Eaton never wanted to be a cop. In his view, the police force was a destination of lowly ambition. In 1960s Australia, it was. Policing employed muscle, rather than cunning. It reflected not only the predominate domestic view, that the law cast no shades of gray, but also the country’s sporting culture. Australian rules football was the sport of choice, a game that developed a man’s ability to wear down his opponent in barely legislated brutality. Football, the thinking man’s game, a sport of deft artistry, was the province of European émigrés, awkward souls stranded Down Under who gathered now and again on the patchy turf of neglected fields, communicating in this foreign language of strategy.

It was Eaton’s older brother, Ian, the firstborn of the family, who wanted to wear blue. At eighteen years old, he was the right size, six foot two and 200 pounds, big and rangy enough to succeed with aggression in the Victoria Police, but he failed the police exam.

Life’s path navigated away from Ian’s control, while Chris was certain that he would draw his own. The family spent its Christmas vacations at Mornington, outside Melbourne, bunking together in a mobile home, where Chris would break out pencil and paper. He had inherited a talent for sketching from his father, an architect, who encouraged him toward the profession. But Chris was interested in the human form. While he sketched the outlines of a face or a torso, he felt a person take shape in his understanding – how a well-placed stroke could manipulate them to one position or another. He thought that he would attend art college in Melbourne.

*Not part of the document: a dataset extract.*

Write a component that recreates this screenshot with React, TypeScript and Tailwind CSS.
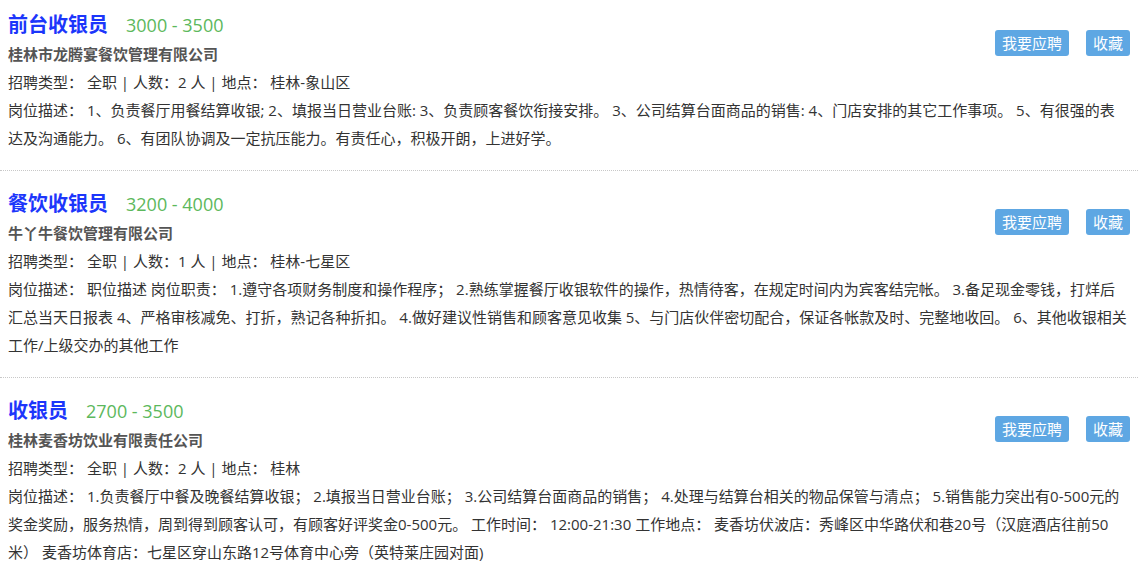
import React from "react";

type Job = {
  title: string;
  salary: string;
  company: string;
  count: number;
  place: string;
  desc: string;
};

const jobs: Job[] = [
  {
    title: "前台收银员",
    salary: "3000 - 3500",
    company: "桂林市龙腾宴餐饮管理有限公司",
    count: 2,
    place: "桂林-象山区",
    desc: "1、负责餐厅用餐结算收银; 2、填报当日营业台账: 3、负责顾客餐饮衔接安排。 3、公司结算台面商品的销售: 4、门店安排的其它工作事项。 5、有很强的表达及沟通能力。 6、有团队协调及一定抗压能力。有责任心，积极开朗，上进好学。",
  },
  {
    title: "餐饮收银员",
    salary: "3200 - 4000",
    company: "牛丫牛餐饮管理有限公司",
    count: 1,
    place: "桂林-七星区",
    desc: "职位描述 岗位职责： 1.遵守各项财务制度和操作程序； 2.熟练掌握餐厅收银软件的操作，热情待客，在规定时间内为宾客结完帐。 3.备足现金零钱，打烊后汇总当天日报表 4、严格审核减免、打折，熟记各种折扣。 4.做好建议性销售和顾客意见收集 5、与门店伙伴密切配合，保证各帐款及时、完整地收回。 6、其他收银相关工作/上级交办的其他工作",
  },
  {
    title: "收银员",
    salary: "2700 - 3500",
    company: "桂林麦香坊饮业有限责任公司",
    count: 2,
    place: "桂林",
    desc: "1.负责餐厅中餐及晚餐结算收银； 2.填报当日营业台账； 3.公司结算台面商品的销售； 4.处理与结算台相关的物品保管与清点； 5.销售能力突出有0-500元的奖金奖励，服务热情，周到得到顾客认可，有顾客好评奖金0-500元。 工作时间： 12:00-21:30 工作地点： 麦香坊伏波店：秀峰区中华路伏和巷20号（汉庭酒店往前50米） 麦香坊体育店：七星区穿山东路12号体育中心旁（英特莱庄园对面)",
  },
];

const JobCard = ({ job }: { job: Job }) => (
  <div className="pl-2 pr-[10px] pt-[18px] pb-[18px] border-b border-dotted border-[#c8c8c8]">
    {/* actions */}
    <div className="float-right mt-[20px] mr-[-2px] flex gap-[17px]">
      <button className="h-[26px] px-[7px] rounded-[3px] bg-[#5ea7e3] text-white text-[15px] leading-[26px]">
        我要应聘
      </button>
      <button className="h-[26px] px-[7px] rounded-[3px] bg-[#5ea7e3] text-white text-[15px] leading-[26px]">
        收藏
      </button>
    </div>

    <div className="flex items-center h-[30px]">
      <span className="text-[20px] font-bold text-[#1c36fb]">{job.title}</span>
      <span className="ml-[18px] text-[18px] text-[#5cb85c]">{job.salary}</span>
    </div>
    <div className="text-[15px] font-bold text-[#555] leading-[28px]">
      {job.company}
    </div>
    <div className="text-[15px] text-[#333] leading-[28px]">
      招聘类型： 全职 | 人数：{job.count} 人 | 地点： {job.place}
    </div>
    <div className="text-[15px] text-[#333] leading-[28px]">
      岗位描述： {job.desc}
    </div>
  </div>
);

export default function App() {
  return (
    <div className="w-[1138px] h-[563px] overflow-hidden bg-white font-['Segoe_UI','Open_Sans','Noto_Sans_CJK_SC',sans-serif]">
      <div className="-mt-[8px]">
        {jobs.map((job) => (
          <JobCard key={job.title} job={job} />
        ))}
      </div>
    </div>
  );
}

Ian’s path carried him to the army, though it always meandered back to Mornington every summery December. Ian would pack into a car with two of his friends, headed for nearby Cape Schanck, where the nineteenth-century lighthouse brought in the tourists, while the girls in bikinis attracted their own local attention. One clear afternoon, the boys wandered along the cliffs that overlooked the beach, the waves elapsing along the rocks, and the sandy pathway crumbled underfoot. Ian fell the full seventy feet to the rocks, causing the brain hemorrhage that killed him.